Going into this internship, I had no idea what to expect. I had never interned anywhere before, so once I found out I made the cut at the Reader, I was extremely surprised and happy. The Reader is one of the first publications I became familiar with when I moved to Chicago two years ago. From the start, I admired everything about it, from its eye-opening content to its format and to the way it embodies the spirit of the city. Even then, it seemed like a publication I should aspire to work for someday. I began sticking Reader covers onto my dorm room walls freshman year and again stuck those covers onto my bedroom wall in my apartment a year later (they’re still on my walls to this day). Little did I know that I’d be interning for them so soon.
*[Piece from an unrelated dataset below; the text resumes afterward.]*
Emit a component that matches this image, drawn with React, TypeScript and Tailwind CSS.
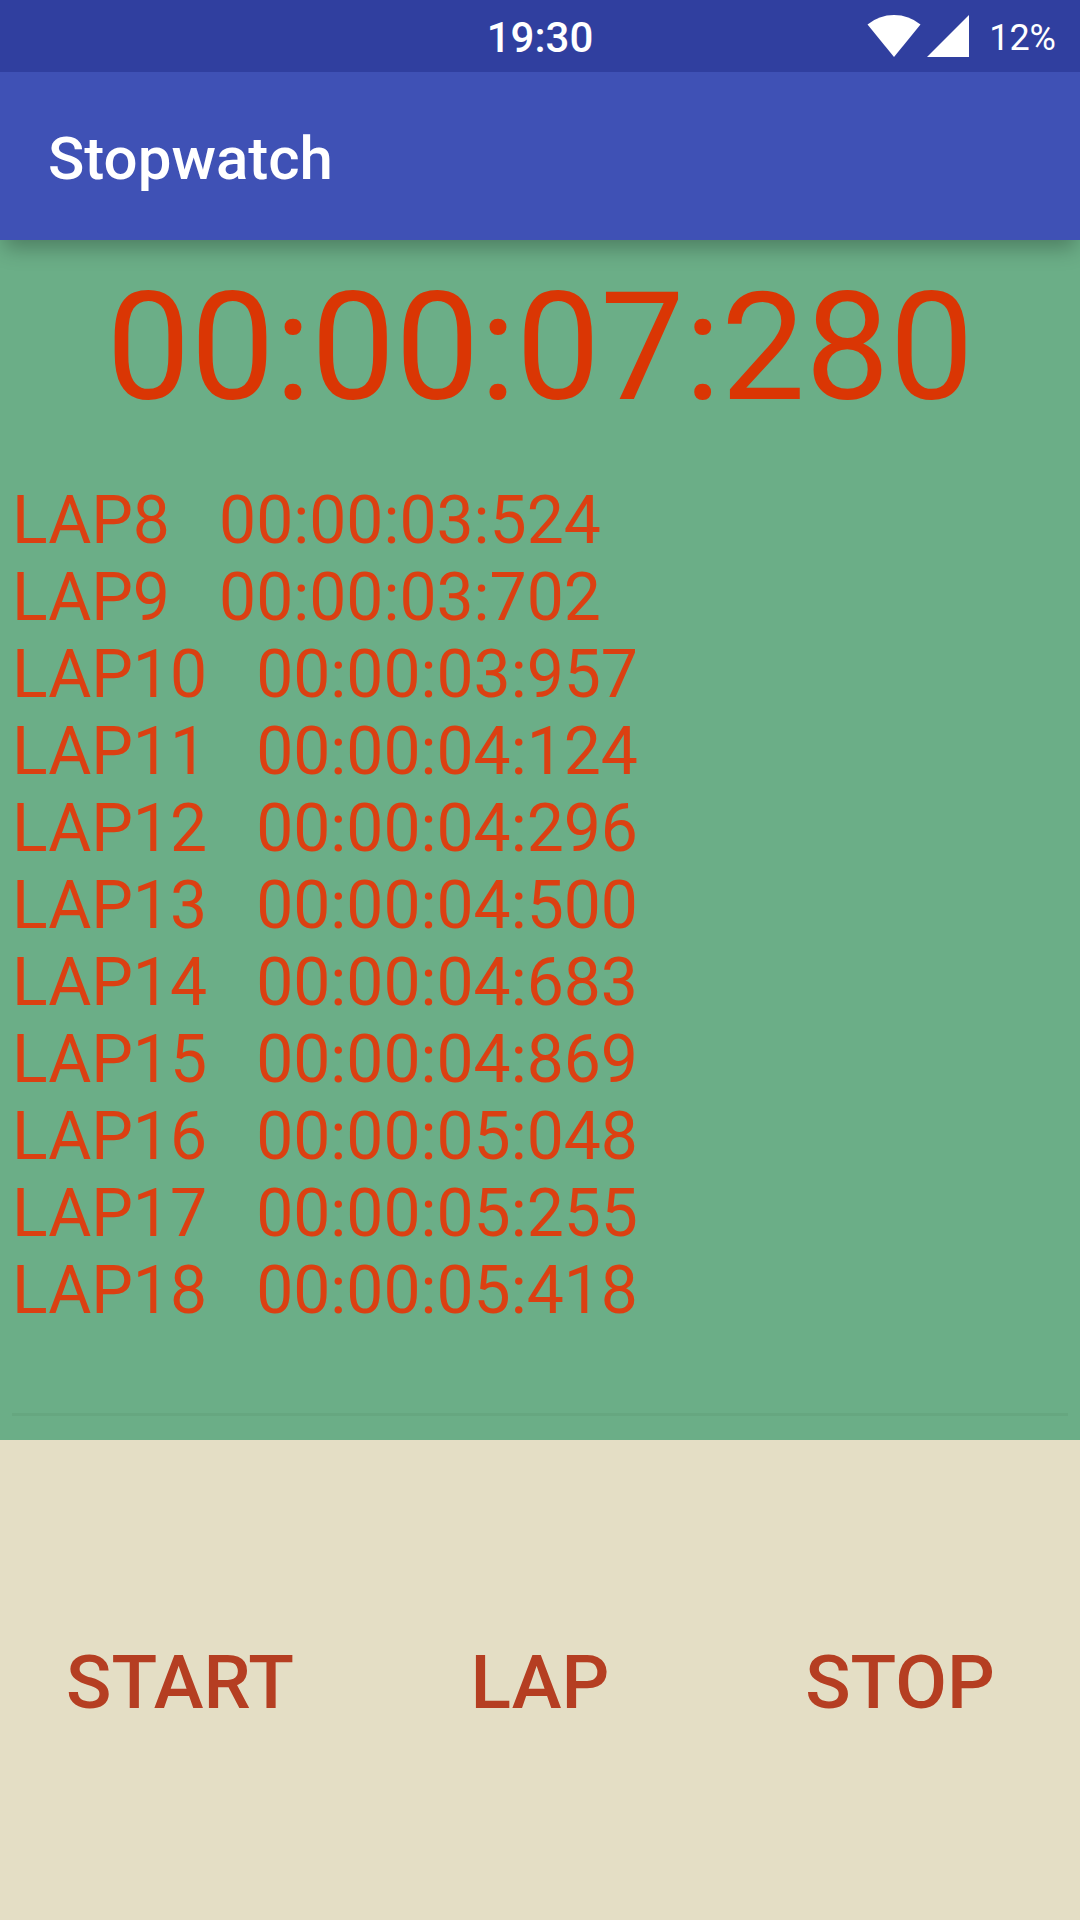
const laps: [string, string][] = [
  ["LAP8", "00:00:03:524"],
  ["LAP9", "00:00:03:702"],
  ["LAP10", "00:00:03:957"],
  ["LAP11", "00:00:04:124"],
  ["LAP12", "00:00:04:296"],
  ["LAP13", "00:00:04:500"],
  ["LAP14", "00:00:04:683"],
  ["LAP15", "00:00:04:869"],
  ["LAP16", "00:00:05:048"],
  ["LAP17", "00:00:05:255"],
  ["LAP18", "00:00:05:418"],
];

function StatusBar() {
  return (
    <div className="grid h-[72px] grid-cols-[1fr_auto_1fr] items-center bg-[#303f9f] px-6 text-white">
      <span className="col-start-2 pt-1 text-[42px] leading-[68px] font-medium">19:30</span>
      <div className="flex items-center justify-end">
        <svg className="h-[42px] w-[54px]" viewBox="0 0 54 42" fill="currentColor" role="img" aria-label="Wi-Fi">
          <path d="M27 42 L0.5 9.5 Q12 0 27 0 T53.5 9.5 Z" />
        </svg>
        <svg className="ml-1.5 h-[42px] w-[42px]" viewBox="0 0 42 42" fill="currentColor" role="img" aria-label="Signal">
          <path d="M42 0V42H0Z" />
        </svg>
        <span className="ml-5 pt-1 text-[36px] leading-[68px]">12%</span>
      </div>
    </div>
  );
}

export default function App() {
  return (
    <div className="flex min-h-screen flex-col bg-[#6bae87] font-[Roboto,sans-serif]">
      <header className="z-10 shadow-[0_12px_20px_-4px_rgba(0,0,0,0.28)]">
        <StatusBar />
        <div className="flex h-[168px] items-center bg-[#3f51b5] px-12 pt-1.5">
          <h1 className="text-[60px] font-medium text-white">Stopwatch</h1>
        </div>
      </header>
      <main className="flex flex-1 flex-col px-3">
        <div className="pt-4 text-center text-[150px] leading-[184px] text-[#da3604]">00:00:07:280</div>
        <ol className="mt-[42px] text-[66px] leading-[77px] text-[#db4012]">
          {laps.map(([name, time]) => (
            <li key={name} className="whitespace-pre">{name + "   " + time}</li>
          ))}
        </ol>
        <div className="mt-auto mb-6 h-[3px] bg-[#66a780]" />
      </main>
      <footer className="grid h-[480px] grid-cols-3 bg-[#e4dec5] pt-1 text-[75px] font-medium text-[#b53e22]">
        <button type="button">START</button>
        <button type="button">LAP</button>
        <button type="button">STOP</button>
      </footer>
    </div>
  );
}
During my first day at the office, it still felt unreal that I was working in the Sun-Times building. On the 10th floor where the Reader’s office is located, there is a break room with a cereal bar (yes, you read that right, a CEREAL bar) with milk to choose from (including almond milk!), a cool touch screen soda machine where you can pick out almost any soda your heart desires (cherry Coke all day, everyday), a candy and ice cream bar (I admittedly robbed countless Twix bars and Reese’s Peanut Butter Cups whenever there were any available), and a small arcade (I’m actually mad that I never took advantage of it because I’m always up for friendly arcade game competition). I was awestruck already.
The first few weeks were a bit slow. I mainly worked on event listings and often confused the Reader’s style with AP style, which The DePaulia uses for stories (I blame my stint as a copy editor during the past school year for that). I wasn’t too sure on how to interact with the staff, especially since I admire them so much (I am a fangirl at heart, after all). Admittedly, I was lost and perhaps a bit intimidated. A part of me felt overwhelmed and didn’t know what to do, but I knew that I didn’t want to stay anonymous for too long.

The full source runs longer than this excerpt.